Another system that comes up often is HVAC systems in control centers or in generating plants. Let’s say the heating fails in the control room of a plant in Grand Forks, ND in January. Obviously, one way of dealing with that could be shutting the plant down, but there are certainly other ways. Maybe everyone can put on coats while the system is being fixed. Maybe they can have shifts of people alternating one hour off and one on to keep the plant running. Again, there isn’t necessarily a BES impact.
The moral of this story: If you think IP phone systems have to be BCS, you should take a cue from the character Sportin’ Life in Gershwin’s Porgy and Bess: “It ain’t necessarily so…”
The views and opinions expressed here are my own and don’t necessarily represent the views or opinions of Deloitte Advisory.
[i] I may additionally have to bury it at midnight in a lead-lined coffin with its head pointed downward. You can never be too careful with these things!

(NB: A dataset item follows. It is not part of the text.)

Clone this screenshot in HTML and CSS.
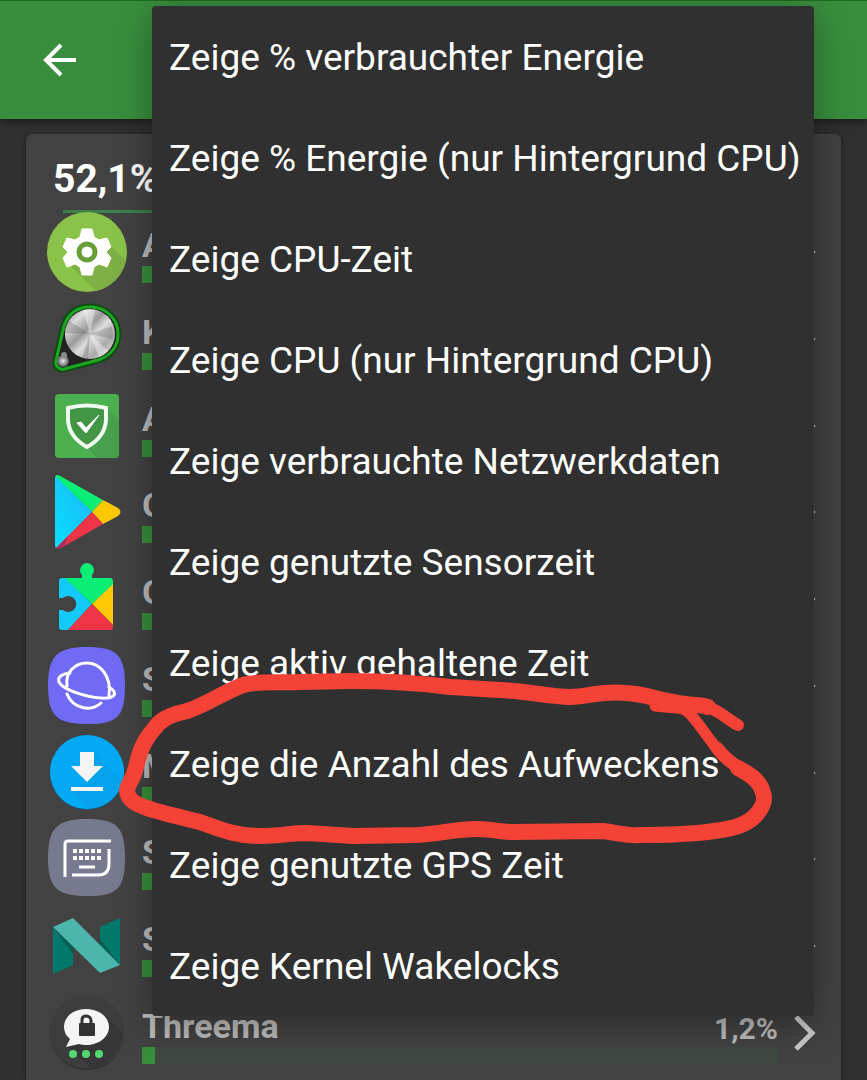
FILE: index.html
```html
<!DOCTYPE html>
<html lang="de">
<head>
<meta charset="utf-8">
<meta name="viewport" content="width=device-width, initial-scale=1">
<title>Akkuverbrauch</title>
<link rel="stylesheet" href="styles.css">
</head>
<body>
<div class="screen">
  <header class="toolbar">
    <button class="back" type="button" aria-label="Zurück">
      <svg width="36" height="36" viewBox="0 0 36 36"><path d="M34 18H4M19 3L4 18l15 15" fill="none" stroke="#fff" stroke-width="4"/></svg>
    </button>
  </header>

  <main class="card">
    <h1 class="total">52,1%</h1>
    <hr class="rule">
    <ul class="apps">
      <li class="app">
        <svg class="icon" viewBox="0 0 80 80">
          <circle cx="40" cy="40" r="40" fill="#8bc34a"/>
          <path d="M60 30L79 49A40 40 0 0 1 49 79L24 54Z" fill="#7eb045"/>
          <path d="M35 17h10l2 8 5 3 8-2 4 9-5 5 5 6-4 9-8-3-5 3-2 8H35l-2-8-5-3-8 3-4-9 5-6-5-5 4-9 8 2 5-3Z" fill="#fff" stroke="#fff" stroke-width="1" stroke-linejoin="round"/>
          <circle cx="40" cy="40" r="8" fill="#fff" stroke="#689f38" stroke-width="5"/>
        </svg>
        <div class="info"><span class="name">A</span><div class="track"><div class="fill"></div></div></div>
        <svg class="chevron" viewBox="0 0 24 40"><path d="M3 4l16 16L3 36"/></svg>
      </li>
      <li class="app">
        <svg class="icon" viewBox="0 0 80 80">
          <defs>
            <linearGradient id="metal" x1="0" y1="0" x2="1" y2="1"><stop offset="0" stop-color="#777"/><stop offset=".22" stop-color="#ddd"/><stop offset=".42" stop-color="#999"/><stop offset=".55" stop-color="#ddd"/><stop offset=".75" stop-color="#aaa"/><stop offset="1" stop-color="#f0f0f0"/></linearGradient>
            <radialGradient id="ball"><stop offset="0" stop-color="#eee"/><stop offset="1" stop-color="#555"/></radialGradient>
          </defs>
          <path d="M16 26C21 12 31 7 43 7c17 0 29 13 29 28 0 13-8 23-20 27L17 71c-6 1-10-3-9-9Z" fill="#222" stroke="#124a14" stroke-width="5"/>
          <path d="M17 27C22 13 31 8 43 8c16 0 28 12 28 27 0 13-8 22-20 26L17 70c-5 1-9-3-8-8Z" fill="#222" stroke="#1aa821" stroke-width="3"/>
          <circle cx="43" cy="35" r="25" fill="url(#metal)"/>
          <path d="M43 35L21 21l-3 13ZM43 35l22-8 1 13ZM43 35L35 59l6 1Z" fill="#666" opacity=".3"/>
          <path d="M43 35L36 11l12 0ZM43 35l18 17-9 6Z" fill="#fff" opacity=".4"/>
          <circle cx="16" cy="62" r="6" fill="url(#ball)"/>
          <circle cx="17" cy="56" r="3" fill="#888"/>
        </svg>
        <div class="info"><span class="name">K</span><div class="track"><div class="fill"></div></div></div>
        <svg class="chevron" viewBox="0 0 24 40"><path d="M3 4l16 16L3 36"/></svg>
      </li>
      <li class="app">
        <svg class="icon" viewBox="0 0 80 80">
          <rect x="8" y="8" width="64" height="64" rx="4" fill="#4caf50"/>
          <path d="M60 22l12 12v34q0 4-4 4H50L40 62Z" fill="#47a04b"/>
          <path d="M21 22q19-5 38 0v12q-1 17-19 27Q22 51 21 34Z" fill="#439646" stroke="#f0fbef" stroke-width="4"/>
          <path d="M30 37l4-1 5 6 13-13-13 18Z" fill="#fff" stroke="#fff"/>
        </svg>
        <div class="info"><span class="name">A</span><div class="track"><div class="fill"></div></div></div>
        <svg class="chevron" viewBox="0 0 24 40"><path d="M3 4l16 16L3 36"/></svg>
      </li>
      <li class="app">
        <svg class="icon" viewBox="0 0 80 80">
          <defs>
            <clipPath id="play"><path d="M8 7q0-6 6-3l57 32q5 4 0 8L14 76q-6 2-6-3Z"/></clipPath>
            <linearGradient id="cyan" x1="1" y1="0" x2="0" y2="1"><stop offset="0" stop-color="#1cb6f6"/><stop offset="1" stop-color="#08e0ff"/></linearGradient>
          </defs>
          <g clip-path="url(#play)">
            <path d="M8 2l37 38L8 78Z" fill="url(#cyan)"/>
            <path d="M8 1l48 27-11 12L9 5Z" fill="#0bee76"/>
            <path d="M56 28l24 12-24 12-11-12Z" fill="#ffc805"/>
            <path d="M45 40l11 12L8 80v-3Z" fill="#ee3548"/>
            <path d="M9 76l12-12-3 10-9 5Z" fill="#a9305c"/>
          </g>
        </svg>
        <div class="info"><span class="name">G</span><div class="track"><div class="fill"></div></div></div>
        <svg class="chevron" viewBox="0 0 24 40"><path d="M3 4l16 16L3 36"/></svg>
      </li>
      <li class="app">
        <svg class="icon" viewBox="0 0 80 80">
          <defs><clipPath id="piece"><path d="M15 19h20v-3a7 7 0 1 1 10 0v3h18q3 0 3 3v46q0 3-3 3H15q-3 0-3-3V51h4a8 8 0 1 0 0-12h-4V22q0-3 3-3Z"/></clipPath></defs>
          <g clip-path="url(#piece)">
            <path d="M10 19h9l26 26-25 27H10Z" fill="#12c9fa"/>
            <path d="M18 19V0h50v24L45 45Z" fill="#0bee76"/>
            <path d="M67 24v43L45 45Z" fill="#ffc805"/>
            <path d="M20 72l25-27 22 22v5Z" fill="#ee3548"/>
          </g>
        </svg>
        <div class="info"><span class="name">G</span><div class="track"><div class="fill"></div></div></div>
        <svg class="chevron" viewBox="0 0 24 40"><path d="M3 4l16 16L3 36"/></svg>
      </li>
      <li class="app">
        <svg class="icon" viewBox="0 0 80 80">
          <path d="M40 1C70 1 78 9 78 40S70 78 40 78 1 70 1 40 10 1 40 1Z" fill="#716af5"/>
          <g fill="none" stroke="#fff" stroke-width="3" stroke-linecap="round">
            <path d="M20 40C18 26 28 17 40 17s25 12 22 33"/>
            <path d="M23 27c-8 1-13 4-11 9 4 8 27 15 42 16 14 1 18-5 8-11"/>
            <path d="M20 48c6 15 24 18 34 9"/>
          </g>
        </svg>
        <div class="info"><span class="name">S</span><div class="track"><div class="fill"></div></div></div>
        <svg class="chevron" viewBox="0 0 24 40"><path d="M3 4l16 16L3 36"/></svg>
      </li>
      <li class="app">
        <svg class="icon" viewBox="0 0 80 80">
          <circle cx="40" cy="40" r="37" fill="#175a7d"/>
          <circle cx="40" cy="39" r="37" fill="#03a9f4"/>
          <path d="M47 19l26 27Q67 73 41 76L24 58l16-9Z" fill="#0796d8" opacity=".3"/>
          <path d="M33 19h14v14h9L40 49 24 33h9ZM24 54h32v4H24Z" fill="#f5f5f5"/>
        </svg>
        <div class="info"><span class="name">M</span><div class="track"><div class="fill"></div></div></div>
        <svg class="chevron" viewBox="0 0 24 40"><path d="M3 4l16 16L3 36"/></svg>
      </li>
      <li class="app">
        <svg class="icon" viewBox="0 0 80 80">
          <path d="M40 0C70 0 78 8 78 39S70 77 40 77 1 69 1 39 10 0 40 0Z" fill="#777a8f"/>
          <path d="M18 58V25q0-3 3-3h43M62 30v15q0 11-11 11H25" fill="none" stroke="#fff" stroke-width="3"/>
          <path d="M26 32h29M26 39h29" stroke="#fff" stroke-width="4" stroke-dasharray="4 2"/>
          <path d="M32 48h16" stroke="#fff" stroke-width="3"/>
        </svg>
        <div class="info"><span class="name">S</span><div class="track"><div class="fill"></div></div></div>
        <svg class="chevron" viewBox="0 0 24 40"><path d="M3 4l16 16L3 36"/></svg>
      </li>
      <li class="app">
        <svg class="icon" viewBox="0 0 80 80">
          <path d="M6 21l20 20v18L6 68ZM53 21l20-9v47L53 43Z" fill="#00796b"/>
          <path d="M6 21l20 27v-8ZM73 59L53 33v10Z" fill="#075c52"/>
          <path d="M6 21l20-9 47 47-20 8Z" fill="#4db6ac"/>
        </svg>
        <div class="info"><span class="name">S</span><div class="track"><div class="fill"></div></div></div>
        <svg class="chevron" viewBox="0 0 24 40"><path d="M3 4l16 16L3 36"/></svg>
      </li>
      <li class="app">
        <svg class="icon" viewBox="0 0 80 80">
          <circle cx="40" cy="40" r="37" fill="#2c2c2c"/>
          <circle cx="40" cy="39" r="37" fill="#3d3d3d"/>
          <path d="M58 23l18 18Q70 68 45 76L20 54Z" fill="#363636"/>
          <path d="M39 16c13 0 23 8 23 18s-10 18-23 18q-4 0-7-1l-13 3 4-8q-6-5-6-12c0-10 9-18 22-18Z" fill="#f5f5f5"/>
          <rect x="32" y="30" width="16" height="13" rx="1" fill="#333"/>
          <path d="M35 31v-4q0-4 4-4t5 4v4" fill="none" stroke="#333" stroke-width="3"/>
          <g fill="#51d872"><circle cx="26" cy="61" r="4"/><circle cx="39" cy="61" r="4"/><circle cx="52" cy="61" r="4"/></g>
        </svg>
        <div class="info"><div class="line"><span class="name">Threema</span><span class="percent">1,2%</span></div><div class="track"><div class="fill"></div></div></div>
        <svg class="chevron" viewBox="0 0 24 40"><path d="M3 4l16 16L3 36"/></svg>
      </li>
    </ul>
  </main>

  <div class="menu" role="menu">
    <button class="item" type="button" role="menuitem">Zeige % verbrauchter Energie</button>
    <button class="item" type="button" role="menuitem">Zeige % Energie (nur Hintergrund CPU)</button>
    <button class="item" type="button" role="menuitem">Zeige CPU-Zeit</button>
    <button class="item" type="button" role="menuitem">Zeige CPU (nur Hintergrund CPU)</button>
    <button class="item" type="button" role="menuitem">Zeige verbrauchte Netzwerkdaten</button>
    <button class="item" type="button" role="menuitem">Zeige genutzte Sensorzeit</button>
    <button class="item" type="button" role="menuitem">Zeige aktiv gehaltene Zeit</button>
    <button class="item" type="button" role="menuitem">Zeige die Anzahl des Aufweckens</button>
    <button class="item" type="button" role="menuitem">Zeige genutzte GPS Zeit</button>
    <button class="item" type="button" role="menuitem">Zeige Kernel Wakelocks</button>
  </div>

  <svg class="marker" width="660" height="180" viewBox="115 670 660 180" aria-hidden="true">
    <g fill="none" stroke="#f44336" stroke-linecap="round" stroke-linejoin="round">
      <path stroke-width="12" d="M738 725C728 720 721 711 707 707"/>
      <path stroke-width="16" d="M708 707C702 704 690 706 674 702C656 700 647 694 626 693C602 690 589 697 570 697C551 697 527 691 500 690C482 689 470 688 450 687C420 683 390 681 350 681L300 682C275 683 257 681 243 685C220 694 206 705 187 711C169 715 160 720 154 729C138 747 138 763 134 774C130 784 124 789 129 797C134 807 160 812 200 822C217 828 234 836 260 836C280 836 291 833 307 833L353 836L417 835C440 834 455 829 477 829C492 829 500 832 513 832L603 831C620 833 627 836 640 835C661 835 690 834 707 832C730 829 742 827 753 818C762 810 766 800 763 793C760 780 749 774 738 768"/>
      <path stroke-width="13" d="M745 771C731 763 725 758 717 748"/>
      <path stroke-width="11" d="M655 706C675 709 682 705 691 715C703 728 709 741 722 754"/>
    </g>
  </svg>
</div>
</body>
</html>
```
FILE: styles.css
```css
* { box-sizing: border-box; }

body {
  margin: 0;
  background: #303030;
  color: #fff;
  font-family: Roboto, "Noto Sans", sans-serif;
}

.screen {
  position: relative;
  display: flex;
  flex-direction: column;
  height: 100vh;
  overflow: hidden;
}

.toolbar {
  flex: none;
  display: flex;
  align-items: center;
  height: 119px;
  padding: 0 42px;
  background: #388e3c;
  border-top: 1px solid #1f6b24;
  box-shadow: 0 2px 8px rgba(0, 0, 0, 0.5);
}

.back {
  display: flex;
  padding: 0;
  border: 0;
  background: none;
}

.card {
  flex: 1 0 auto;
  margin: 15px 26px 0;
  padding: 23px 24px 0 21px;
  background: #424242;
  border-radius: 6px 6px 0 0;
  box-shadow: 0 1px 4px rgba(0, 0, 0, 0.5);
}

.total {
  margin: 0;
  padding-left: 6px;
  font-size: 39px;
  line-height: 44px;
  font-weight: 700;
}

.rule {
  height: 3px;
  margin: 9px 16px 0;
  border: 0;
  background: #3c8147;
}

.apps {
  display: grid;
  grid-template-rows: repeat(10, 1fr);
  height: 867px;
  margin: -4px 0 0;
  padding: 0;
  list-style: none;
}

.app {
  display: flex;
  align-items: center;
  gap: 15px;
}

.icon {
  position: relative;
  flex: none;
  width: 80px;
  height: 80px;
}

.info {
  flex: 1;
  padding-top: 4px;
}

.line {
  display: flex;
  justify-content: space-between;
}

.name {
  display: block;
  color: #bbb;
  font-size: 34px;
  line-height: 41px;
  font-weight: 700;
}

.percent {
  color: #bbb;
  font-size: 30px;
  line-height: 45px;
  height: 41px;
  font-weight: 700;
}

.track {
  height: 17px;
  background: #3f4842;
}

.fill {
  width: 2%;
  height: 100%;
  background: #388e3c;
}

.chevron {
  flex: none;
  width: 24px;
  height: 40px;
  fill: none;
  stroke: #c8c8c8;
  stroke-width: 5;
}

.menu {
  position: absolute;
  top: 6px;
  left: 152px;
  right: 53px;
  display: flex;
  flex-direction: column;
  background: #303030;
  border-radius: 4px;
  box-shadow: 0 8px 36px rgba(0, 0, 0, 0.35);
}

.item {
  height: 101px;
  padding: 3px 16px 0 17px;
  border: 0;
  background: none;
  color: #fff;
  font-family: inherit;
  font-size: 37px;
  line-height: 44px;
  text-align: left;
  white-space: nowrap;
}

.marker {
  position: absolute;
  top: 670px;
  left: 115px;
  pointer-events: none;
}
```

[ii] At one of the meetings of the CSO 706 Standards Drafting Team (which drafted CIPs v2, 3, 4 and 5), I asked if someone could give me an example of a cyber asset that did impact the BES without the mediation of an asset or Facility. The only example I was given was that of a leak detector, which I hadn’t heard of but evidently sits in the middle of a line and alerts the control center of current leaks – thus potentially fulfilling the Situational Awareness BROS. I’ll stipulate this may be true, but of course this wouldn’t be in scope for CIP v5 anyway. The only BCS that are in scope are those a) “used by and located at” one of the six asset types listed in CIP-002-5.1 R1 that is High impact; b) “associated with” an asset or Facility that is Medium impact; or c) “contained” by a Low impact asset. And of course, Low impact BCS aren’t themselves in scope for CIP v5; only the assets that contain them are.
[iii] “When needed”, of course.
[iv] Of course, this assumes that all of these alternative systems – cell phones, your car, etc. – wouldn’t be considered redundant systems, and themselves wouldn’t have to be declared BCS. Yet if they aren’t BCS, then the phone system shouldn’t be, either.